The problem: Omit any picture, and return the remaining data exactly as written.

Provided data:

*****

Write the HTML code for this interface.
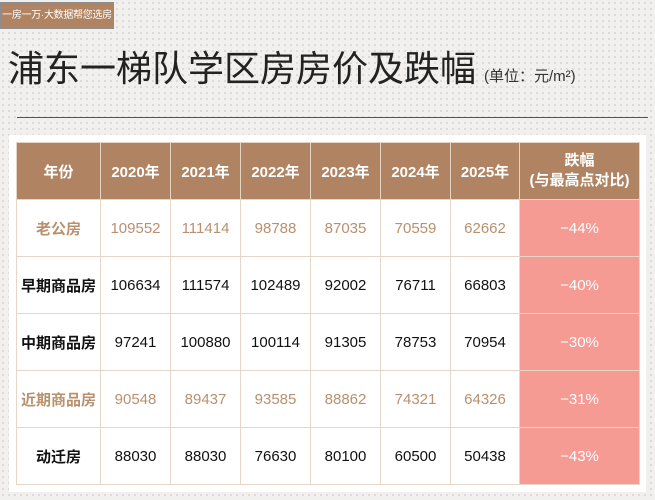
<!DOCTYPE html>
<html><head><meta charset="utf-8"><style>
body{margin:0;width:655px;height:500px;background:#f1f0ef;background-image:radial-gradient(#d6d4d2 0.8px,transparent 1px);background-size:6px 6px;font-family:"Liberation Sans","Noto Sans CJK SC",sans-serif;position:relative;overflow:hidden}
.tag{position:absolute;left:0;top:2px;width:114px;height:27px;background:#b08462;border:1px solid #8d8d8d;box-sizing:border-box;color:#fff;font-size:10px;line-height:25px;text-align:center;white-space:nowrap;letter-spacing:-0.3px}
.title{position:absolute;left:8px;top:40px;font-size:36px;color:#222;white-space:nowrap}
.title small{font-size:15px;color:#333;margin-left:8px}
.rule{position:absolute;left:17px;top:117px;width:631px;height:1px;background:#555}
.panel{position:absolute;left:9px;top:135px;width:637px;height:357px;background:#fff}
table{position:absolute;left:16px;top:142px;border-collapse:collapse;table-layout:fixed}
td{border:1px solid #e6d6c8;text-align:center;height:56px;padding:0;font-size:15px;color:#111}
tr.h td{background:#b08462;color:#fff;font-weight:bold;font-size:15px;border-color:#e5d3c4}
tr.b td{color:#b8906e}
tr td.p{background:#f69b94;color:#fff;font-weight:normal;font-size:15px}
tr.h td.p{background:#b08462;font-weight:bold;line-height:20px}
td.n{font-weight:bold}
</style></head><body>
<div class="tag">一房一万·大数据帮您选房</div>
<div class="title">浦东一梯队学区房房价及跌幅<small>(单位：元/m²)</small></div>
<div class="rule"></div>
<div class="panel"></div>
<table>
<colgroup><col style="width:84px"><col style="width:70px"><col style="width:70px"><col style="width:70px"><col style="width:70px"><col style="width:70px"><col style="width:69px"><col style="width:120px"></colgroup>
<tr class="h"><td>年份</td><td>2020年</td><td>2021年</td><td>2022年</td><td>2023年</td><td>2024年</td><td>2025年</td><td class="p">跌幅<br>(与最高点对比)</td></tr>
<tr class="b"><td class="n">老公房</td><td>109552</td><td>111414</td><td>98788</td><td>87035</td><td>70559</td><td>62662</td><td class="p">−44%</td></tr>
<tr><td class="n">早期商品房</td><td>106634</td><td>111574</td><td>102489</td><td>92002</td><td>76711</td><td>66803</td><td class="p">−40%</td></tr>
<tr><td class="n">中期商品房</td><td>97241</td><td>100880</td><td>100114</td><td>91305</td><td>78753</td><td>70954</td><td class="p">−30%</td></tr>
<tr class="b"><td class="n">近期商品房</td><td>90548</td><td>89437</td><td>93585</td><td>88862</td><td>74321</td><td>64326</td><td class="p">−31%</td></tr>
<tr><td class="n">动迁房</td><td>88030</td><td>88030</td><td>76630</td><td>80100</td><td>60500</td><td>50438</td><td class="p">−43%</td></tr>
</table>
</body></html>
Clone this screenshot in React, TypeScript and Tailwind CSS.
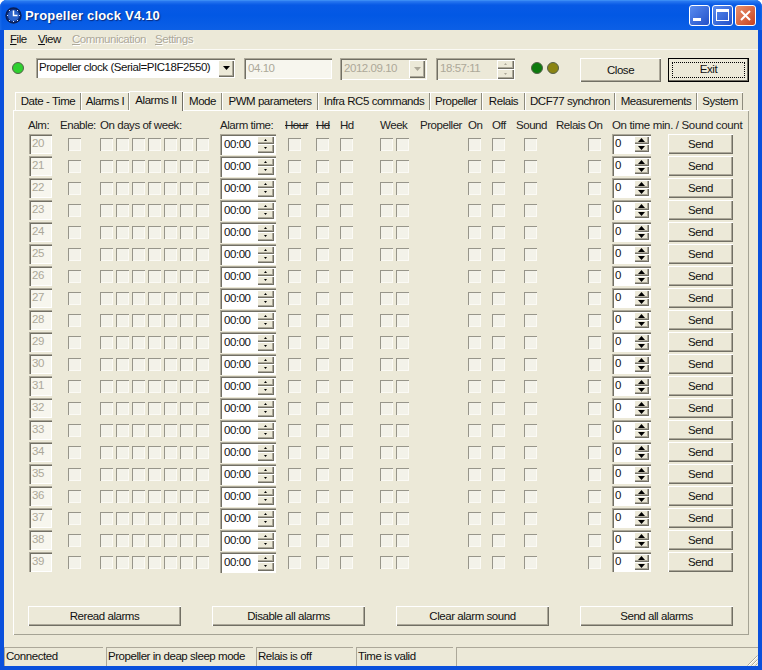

*****

Task solution:
Write the HTML code for this interface.
<!DOCTYPE html>
<html><head><meta charset="utf-8"><style>
body{margin:0;width:655px;height:500px;background:#f1f0ef;background-image:radial-gradient(#d6d4d2 0.8px,transparent 1px);background-size:6px 6px;font-family:"Liberation Sans","Noto Sans CJK SC",sans-serif;position:relative;overflow:hidden}
.tag{position:absolute;left:0;top:2px;width:114px;height:27px;background:#b08462;border:1px solid #8d8d8d;box-sizing:border-box;color:#fff;font-size:10px;line-height:25px;text-align:center;white-space:nowrap;letter-spacing:-0.3px}
.title{position:absolute;left:8px;top:40px;font-size:36px;color:#222;white-space:nowrap}
.title small{font-size:15px;color:#333;margin-left:8px}
.rule{position:absolute;left:17px;top:117px;width:631px;height:1px;background:#555}
.panel{position:absolute;left:9px;top:135px;width:637px;height:357px;background:#fff}
table{position:absolute;left:16px;top:142px;border-collapse:collapse;table-layout:fixed}
td{border:1px solid #e6d6c8;text-align:center;height:56px;padding:0;font-size:15px;color:#111}
tr.h td{background:#b08462;color:#fff;font-weight:bold;font-size:15px;border-color:#e5d3c4}
tr.b td{color:#b8906e}
tr td.p{background:#f69b94;color:#fff;font-weight:normal;font-size:15px}
tr.h td.p{background:#b08462;font-weight:bold;line-height:20px}
td.n{font-weight:bold}
</style></head><body>
<div class="tag">一房一万·大数据帮您选房</div>
<div class="title">浦东一梯队学区房房价及跌幅<small>(单位：元/m²)</small></div>
<div class="rule"></div>
<div class="panel"></div>
<table>
<colgroup><col style="width:84px"><col style="width:70px"><col style="width:70px"><col style="width:70px"><col style="width:70px"><col style="width:70px"><col style="width:69px"><col style="width:120px"></colgroup>
<tr class="h"><td>年份</td><td>2020年</td><td>2021年</td><td>2022年</td><td>2023年</td><td>2024年</td><td>2025年</td><td class="p">跌幅<br>(与最高点对比)</td></tr>
<tr class="b"><td class="n">老公房</td><td>109552</td><td>111414</td><td>98788</td><td>87035</td><td>70559</td><td>62662</td><td class="p">−44%</td></tr>
<tr><td class="n">早期商品房</td><td>106634</td><td>111574</td><td>102489</td><td>92002</td><td>76711</td><td>66803</td><td class="p">−40%</td></tr>
<tr><td class="n">中期商品房</td><td>97241</td><td>100880</td><td>100114</td><td>91305</td><td>78753</td><td>70954</td><td class="p">−30%</td></tr>
<tr class="b"><td class="n">近期商品房</td><td>90548</td><td>89437</td><td>93585</td><td>88862</td><td>74321</td><td>64326</td><td class="p">−31%</td></tr>
<tr><td class="n">动迁房</td><td>88030</td><td>88030</td><td>76630</td><td>80100</td><td>60500</td><td>50438</td><td class="p">−43%</td></tr>
</table>
</body></html>
Clone this screenshot in React, TypeScript and Tailwind CSS.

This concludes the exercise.